►

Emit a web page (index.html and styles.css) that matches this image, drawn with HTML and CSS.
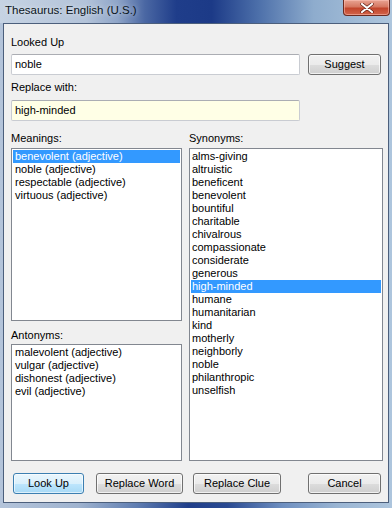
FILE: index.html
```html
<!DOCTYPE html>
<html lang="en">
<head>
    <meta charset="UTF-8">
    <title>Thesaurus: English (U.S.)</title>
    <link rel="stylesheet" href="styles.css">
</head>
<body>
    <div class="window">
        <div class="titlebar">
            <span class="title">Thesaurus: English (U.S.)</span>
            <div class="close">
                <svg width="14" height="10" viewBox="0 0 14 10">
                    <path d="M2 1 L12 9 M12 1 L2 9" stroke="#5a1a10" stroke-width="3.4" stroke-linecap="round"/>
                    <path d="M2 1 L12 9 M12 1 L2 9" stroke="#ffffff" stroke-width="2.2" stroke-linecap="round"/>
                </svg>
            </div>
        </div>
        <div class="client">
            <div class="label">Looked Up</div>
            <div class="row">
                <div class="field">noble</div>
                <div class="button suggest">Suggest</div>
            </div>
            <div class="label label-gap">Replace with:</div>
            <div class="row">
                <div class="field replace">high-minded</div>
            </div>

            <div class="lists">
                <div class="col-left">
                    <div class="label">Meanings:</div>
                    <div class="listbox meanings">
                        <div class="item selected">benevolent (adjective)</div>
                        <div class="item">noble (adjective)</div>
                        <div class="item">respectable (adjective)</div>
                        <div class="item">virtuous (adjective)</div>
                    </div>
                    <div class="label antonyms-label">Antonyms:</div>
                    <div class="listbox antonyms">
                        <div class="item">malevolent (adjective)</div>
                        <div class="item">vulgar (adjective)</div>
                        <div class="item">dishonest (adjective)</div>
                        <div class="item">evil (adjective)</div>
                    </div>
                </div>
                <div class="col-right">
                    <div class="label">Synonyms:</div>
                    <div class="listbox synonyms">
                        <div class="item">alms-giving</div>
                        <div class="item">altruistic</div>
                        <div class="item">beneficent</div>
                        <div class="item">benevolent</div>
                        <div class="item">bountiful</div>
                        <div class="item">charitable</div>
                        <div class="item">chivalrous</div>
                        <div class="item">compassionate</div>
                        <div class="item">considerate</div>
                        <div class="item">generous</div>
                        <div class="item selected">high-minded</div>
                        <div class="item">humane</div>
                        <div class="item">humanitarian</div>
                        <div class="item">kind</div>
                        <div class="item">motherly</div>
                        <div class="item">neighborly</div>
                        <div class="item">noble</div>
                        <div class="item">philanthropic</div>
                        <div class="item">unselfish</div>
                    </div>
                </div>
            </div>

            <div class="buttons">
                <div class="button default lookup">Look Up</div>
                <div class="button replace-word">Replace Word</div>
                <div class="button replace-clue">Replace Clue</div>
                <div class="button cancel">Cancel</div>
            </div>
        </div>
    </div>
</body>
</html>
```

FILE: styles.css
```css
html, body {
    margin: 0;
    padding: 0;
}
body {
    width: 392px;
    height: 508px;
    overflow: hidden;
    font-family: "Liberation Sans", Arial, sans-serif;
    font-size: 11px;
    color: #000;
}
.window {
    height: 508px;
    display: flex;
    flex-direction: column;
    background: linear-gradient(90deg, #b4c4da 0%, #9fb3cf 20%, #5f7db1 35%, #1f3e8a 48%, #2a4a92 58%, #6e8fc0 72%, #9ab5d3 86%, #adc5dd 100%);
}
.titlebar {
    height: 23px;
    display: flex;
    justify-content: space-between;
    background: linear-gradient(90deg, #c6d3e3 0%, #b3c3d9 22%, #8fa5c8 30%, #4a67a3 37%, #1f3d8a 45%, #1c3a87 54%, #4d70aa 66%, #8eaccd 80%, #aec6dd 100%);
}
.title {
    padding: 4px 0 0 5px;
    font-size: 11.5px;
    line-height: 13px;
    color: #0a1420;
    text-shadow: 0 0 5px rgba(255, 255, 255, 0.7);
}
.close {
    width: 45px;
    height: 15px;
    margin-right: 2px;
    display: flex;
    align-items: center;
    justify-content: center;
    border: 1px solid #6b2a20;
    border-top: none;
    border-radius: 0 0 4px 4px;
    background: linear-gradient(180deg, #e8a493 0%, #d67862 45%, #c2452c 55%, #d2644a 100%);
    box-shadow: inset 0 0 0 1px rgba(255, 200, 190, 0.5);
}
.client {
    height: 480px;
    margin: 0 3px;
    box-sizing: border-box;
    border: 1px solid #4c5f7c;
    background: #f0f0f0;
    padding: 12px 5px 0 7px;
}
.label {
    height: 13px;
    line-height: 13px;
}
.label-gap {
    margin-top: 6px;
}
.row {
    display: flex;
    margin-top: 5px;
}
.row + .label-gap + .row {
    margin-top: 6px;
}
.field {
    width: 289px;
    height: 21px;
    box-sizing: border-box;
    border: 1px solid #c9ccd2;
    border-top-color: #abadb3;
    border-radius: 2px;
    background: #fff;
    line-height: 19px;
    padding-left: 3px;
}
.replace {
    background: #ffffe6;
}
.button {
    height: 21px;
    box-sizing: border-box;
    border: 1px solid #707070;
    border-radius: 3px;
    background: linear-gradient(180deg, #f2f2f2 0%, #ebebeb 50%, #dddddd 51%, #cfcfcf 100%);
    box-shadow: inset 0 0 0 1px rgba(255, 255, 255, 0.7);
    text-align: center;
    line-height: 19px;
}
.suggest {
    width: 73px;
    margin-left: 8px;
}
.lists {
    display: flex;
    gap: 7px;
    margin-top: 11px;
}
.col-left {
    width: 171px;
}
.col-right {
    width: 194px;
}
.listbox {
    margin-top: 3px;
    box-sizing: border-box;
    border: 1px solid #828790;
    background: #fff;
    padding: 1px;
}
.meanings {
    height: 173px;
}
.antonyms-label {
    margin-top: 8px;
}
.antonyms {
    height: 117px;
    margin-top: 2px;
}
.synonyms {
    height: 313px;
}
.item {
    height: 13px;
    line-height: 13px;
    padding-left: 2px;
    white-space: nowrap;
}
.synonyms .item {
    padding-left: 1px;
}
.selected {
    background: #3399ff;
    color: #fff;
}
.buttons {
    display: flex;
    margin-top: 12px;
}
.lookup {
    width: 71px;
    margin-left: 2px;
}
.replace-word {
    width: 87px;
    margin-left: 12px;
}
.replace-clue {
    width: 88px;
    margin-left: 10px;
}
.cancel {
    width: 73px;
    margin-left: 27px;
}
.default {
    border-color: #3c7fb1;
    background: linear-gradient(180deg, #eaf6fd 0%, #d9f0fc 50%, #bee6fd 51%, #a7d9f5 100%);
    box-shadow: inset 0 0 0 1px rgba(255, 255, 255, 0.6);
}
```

◄

Copy the listing in full and without alteration, omitting every picture.

> **THE RESULT**:
Emit a web page (index.html and styles.css) that matches this image, drawn with HTML and CSS.
FILE: index.html
```html
<!DOCTYPE html>
<html lang="en">
<head>
    <meta charset="UTF-8">
    <title>Thesaurus: English (U.S.)</title>
    <link rel="stylesheet" href="styles.css">
</head>
<body>
    <div class="window">
        <div class="titlebar">
            <span class="title">Thesaurus: English (U.S.)</span>
            <div class="close">
                <svg width="14" height="10" viewBox="0 0 14 10">
                    <path d="M2 1 L12 9 M12 1 L2 9" stroke="#5a1a10" stroke-width="3.4" stroke-linecap="round"/>
                    <path d="M2 1 L12 9 M12 1 L2 9" stroke="#ffffff" stroke-width="2.2" stroke-linecap="round"/>
                </svg>
            </div>
        </div>
        <div class="client">
            <div class="label">Looked Up</div>
            <div class="row">
                <div class="field">noble</div>
                <div class="button suggest">Suggest</div>
            </div>
            <div class="label label-gap">Replace with:</div>
            <div class="row">
                <div class="field replace">high-minded</div>
            </div>

            <div class="lists">
                <div class="col-left">
                    <div class="label">Meanings:</div>
                    <div class="listbox meanings">
                        <div class="item selected">benevolent (adjective)</div>
                        <div class="item">noble (adjective)</div>
                        <div class="item">respectable (adjective)</div>
                        <div class="item">virtuous (adjective)</div>
                    </div>
                    <div class="label antonyms-label">Antonyms:</div>
                    <div class="listbox antonyms">
                        <div class="item">malevolent (adjective)</div>
                        <div class="item">vulgar (adjective)</div>
                        <div class="item">dishonest (adjective)</div>
                        <div class="item">evil (adjective)</div>
                    </div>
                </div>
                <div class="col-right">
                    <div class="label">Synonyms:</div>
                    <div class="listbox synonyms">
                        <div class="item">alms-giving</div>
                        <div class="item">altruistic</div>
                        <div class="item">beneficent</div>
                        <div class="item">benevolent</div>
                        <div class="item">bountiful</div>
                        <div class="item">charitable</div>
                        <div class="item">chivalrous</div>
                        <div class="item">compassionate</div>
                        <div class="item">considerate</div>
                        <div class="item">generous</div>
                        <div class="item selected">high-minded</div>
                        <div class="item">humane</div>
                        <div class="item">humanitarian</div>
                        <div class="item">kind</div>
                        <div class="item">motherly</div>
                        <div class="item">neighborly</div>
                        <div class="item">noble</div>
                        <div class="item">philanthropic</div>
                        <div class="item">unselfish</div>
                    </div>
                </div>
            </div>

            <div class="buttons">
                <div class="button default lookup">Look Up</div>
                <div class="button replace-word">Replace Word</div>
                <div class="button replace-clue">Replace Clue</div>
                <div class="button cancel">Cancel</div>
            </div>
        </div>
    </div>
</body>
</html>
```

FILE: styles.css
```css
html, body {
    margin: 0;
    padding: 0;
}
body {
    width: 392px;
    height: 508px;
    overflow: hidden;
    font-family: "Liberation Sans", Arial, sans-serif;
    font-size: 11px;
    color: #000;
}
.window {
    height: 508px;
    display: flex;
    flex-direction: column;
    background: linear-gradient(90deg, #b4c4da 0%, #9fb3cf 20%, #5f7db1 35%, #1f3e8a 48%, #2a4a92 58%, #6e8fc0 72%, #9ab5d3 86%, #adc5dd 100%);
}
.titlebar {
    height: 23px;
    display: flex;
    justify-content: space-between;
    background: linear-gradient(90deg, #c6d3e3 0%, #b3c3d9 22%, #8fa5c8 30%, #4a67a3 37%, #1f3d8a 45%, #1c3a87 54%, #4d70aa 66%, #8eaccd 80%, #aec6dd 100%);
}
.title {
    padding: 4px 0 0 5px;
    font-size: 11.5px;
    line-height: 13px;
    color: #0a1420;
    text-shadow: 0 0 5px rgba(255, 255, 255, 0.7);
}
.close {
    width: 45px;
    height: 15px;
    margin-right: 2px;
    display: flex;
    align-items: center;
    justify-content: center;
    border: 1px solid #6b2a20;
    border-top: none;
    border-radius: 0 0 4px 4px;
    background: linear-gradient(180deg, #e8a493 0%, #d67862 45%, #c2452c 55%, #d2644a 100%);
    box-shadow: inset 0 0 0 1px rgba(255, 200, 190, 0.5);
}
.client {
    height: 480px;
    margin: 0 3px;
    box-sizing: border-box;
    border: 1px solid #4c5f7c;
    background: #f0f0f0;
    padding: 12px 5px 0 7px;
}
.label {
    height: 13px;
    line-height: 13px;
}
.label-gap {
    margin-top: 6px;
}
.row {
    display: flex;
    margin-top: 5px;
}
.row + .label-gap + .row {
    margin-top: 6px;
}
.field {
    width: 289px;
    height: 21px;
    box-sizing: border-box;
    border: 1px solid #c9ccd2;
    border-top-color: #abadb3;
    border-radius: 2px;
    background: #fff;
    line-height: 19px;
    padding-left: 3px;
}
.replace {
    background: #ffffe6;
}
.button {
    height: 21px;
    box-sizing: border-box;
    border: 1px solid #707070;
    border-radius: 3px;
    background: linear-gradient(180deg, #f2f2f2 0%, #ebebeb 50%, #dddddd 51%, #cfcfcf 100%);
    box-shadow: inset 0 0 0 1px rgba(255, 255, 255, 0.7);
    text-align: center;
    line-height: 19px;
}
.suggest {
    width: 73px;
    margin-left: 8px;
}
.lists {
    display: flex;
    gap: 7px;
    margin-top: 11px;
}
.col-left {
    width: 171px;
}
.col-right {
    width: 194px;
}
.listbox {
    margin-top: 3px;
    box-sizing: border-box;
    border: 1px solid #828790;
    background: #fff;
    padding: 1px;
}
.meanings {
    height: 173px;
}
.antonyms-label {
    margin-top: 8px;
}
.antonyms {
    height: 117px;
    margin-top: 2px;
}
.synonyms {
    height: 313px;
}
.item {
    height: 13px;
    line-height: 13px;
    padding-left: 2px;
    white-space: nowrap;
}
.synonyms .item {
    padding-left: 1px;
}
.selected {
    background: #3399ff;
    color: #fff;
}
.buttons {
    display: flex;
    margin-top: 12px;
}
.lookup {
    width: 71px;
    margin-left: 2px;
}
.replace-word {
    width: 87px;
    margin-left: 12px;
}
.replace-clue {
    width: 88px;
    margin-left: 10px;
}
.cancel {
    width: 73px;
    margin-left: 27px;
}
.default {
    border-color: #3c7fb1;
    background: linear-gradient(180deg, #eaf6fd 0%, #d9f0fc 50%, #bee6fd 51%, #a7d9f5 100%);
    box-shadow: inset 0 0 0 1px rgba(255, 255, 255, 0.6);
}
```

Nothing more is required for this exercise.